Pengesahan Perpu No 1 Tahun 2016, tetap disahkan oleh Rapat
Paripurna DPR RI, karena Perpu No 1 Tahun 2016 sangat penting dalam menindak
perilaku kejahatan seksual terhadap anak di bawah umur. Apalagi diketahui saat
ini tindak kejahatan seksual terhadap anak sangat tinggi dan menyebabkan beban
mental yang dialami seorang anak hingga menghilangkan nyawa mereka, akibat
nafsu buas para pelaku pemerkosaan.
Dalam Perpu No 1
Tahun 2016 menekankan pemberatan hukuman bagi pelaku kejahatan seksual, yang
tertuang pada pasal:
1. Pasal 81A ayat (3) yaitu Pelaksanaan
kebiri kimia disertai dengan rehabilitasi.
2. Pasal 82 ayat (5) Pelaku dapat dikenai
pidana tambahan berupa pengumuman identitas pelaku.
3. Pasal 82 ayat (6) Pelaku dapat dikenai
tindakan berupa rehabilitasi dan pemasangan alat pendeteksi elektronik.

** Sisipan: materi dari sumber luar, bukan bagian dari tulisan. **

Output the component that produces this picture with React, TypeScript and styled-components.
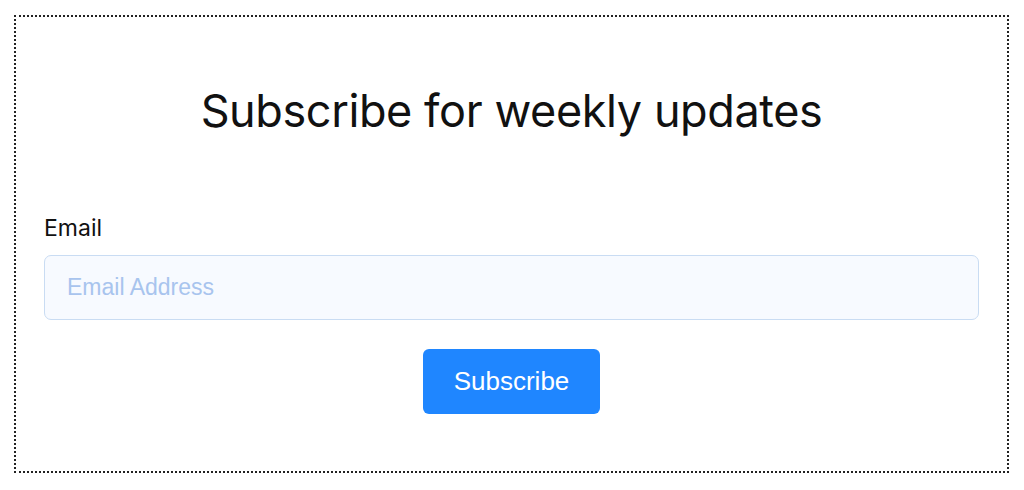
import React from 'react';
import styled, { createGlobalStyle } from 'styled-components';

const GlobalStyle = createGlobalStyle`
    html, body {
        margin: 0;
        padding: 0;
        background: #ffffff;
    }
`;

const App: React.FC = () => {
    return (
        <>
            <GlobalStyle />
            <Frame>
                <Title>Subscribe for weekly updates</Title>
                <Form onSubmit={e => e.preventDefault()}>
                    <Label htmlFor="email">Email</Label>
                    <Input id="email" type="email" placeholder="Email Address" />
                    <ButtonRow>
                        <Button type="submit">Subscribe</Button>
                    </ButtonRow>
                </Form>
            </Frame>
        </>
    );
};

const Frame = styled.div`
    margin: 15px 15px 0 14px;
    height: 458px;
    box-sizing: border-box;
    border: 2px dotted #222;
    padding: 0 28px 0 28px;
    display: flex;
    flex-direction: column;
`;

const Title = styled.h1`
    margin: 66px 0 0;
    text-align: center;
    font-family: Inter, 'Noto Sans', sans-serif;
    font-weight: 400;
    font-size: 45px;
    line-height: 56px;
    color: #111;
    letter-spacing: -0.4px;
`;

const Form = styled.form`
    display: flex;
    flex-direction: column;
    margin-top: 74px;
`;

const Label = styled.label`
    font-family: Inter, 'Noto Sans', sans-serif;
    font-size: 23px;
    line-height: 30px;
    color: #111;
`;

const Input = styled.input`
    margin-top: 12px;
    height: 65px;
    box-sizing: border-box;
    border: 1px solid #c9dcf3;
    border-radius: 7px;
    background: #f7faff;
    padding: 0 22px;
    font-family: 'Liberation Sans', Arial, sans-serif;
    font-size: 23px;
    color: #222;
    outline: none;

    &::placeholder {
        color: #a8c4ee;
    }
`;

const ButtonRow = styled.div`
    display: flex;
    justify-content: center;
    margin-top: 29px;
`;

const Button = styled.button`
    width: 177px;
    height: 65px;
    border: none;
    border-radius: 6px;
    background: #1f86ff;
    color: #fff;
    font-family: 'Liberation Sans', Arial, sans-serif;
    font-size: 26px;
    cursor: pointer;
`;

export default App;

4. Pasal 82 ayat (8) Pidana tambahan
dikecualikan bagi pelaku Anak.
Selanjutnya, Ada dua macam teknik kebiri, yaitu kebiri fisik dan
kebiri kimiawi. Kebiri fisik dilakukan dengan cara mengamputasi organ seks
eksternal pemerkosa, sehingga membuat pelaku kekurangan hormon testosteron.
Kurangnya hormon ini akan banyak mengurangi dorongan seksualnya.
Sementara itu, kebiri kimiawi
dilakukan dengan cara memasukkan zat kimia anti-androgen ke tubuh seseorang
supaya produksi hormon testosteron di tubuh mereka berkurang. Hasil akhirnya
sama dengan kebiri fisik.
Kehadiran Perpu No 1 Tahun 2016 tentu memberi dampak positif,
yakni Menimalisir tindak kejahatan seksual, Memberi efek jera bagi pelaku
kejahatan seksual dan Mencegah niat bagi setiap orang untuk melakukan kejahatan
seksual.
Untuk itu penting menyebarluaskan kehadiran Perpu No 1 Tahun 2016.
Agar masyarakat mengetahui bahwa saat ini Perpu No 1 Tahun 2016 telah sah untuk
diterapkan, jangan sampai persoalan Pilgub DKI Jakarta membuat masyarakat tidak
mendapatkan informasi terkait Perpu tersebut.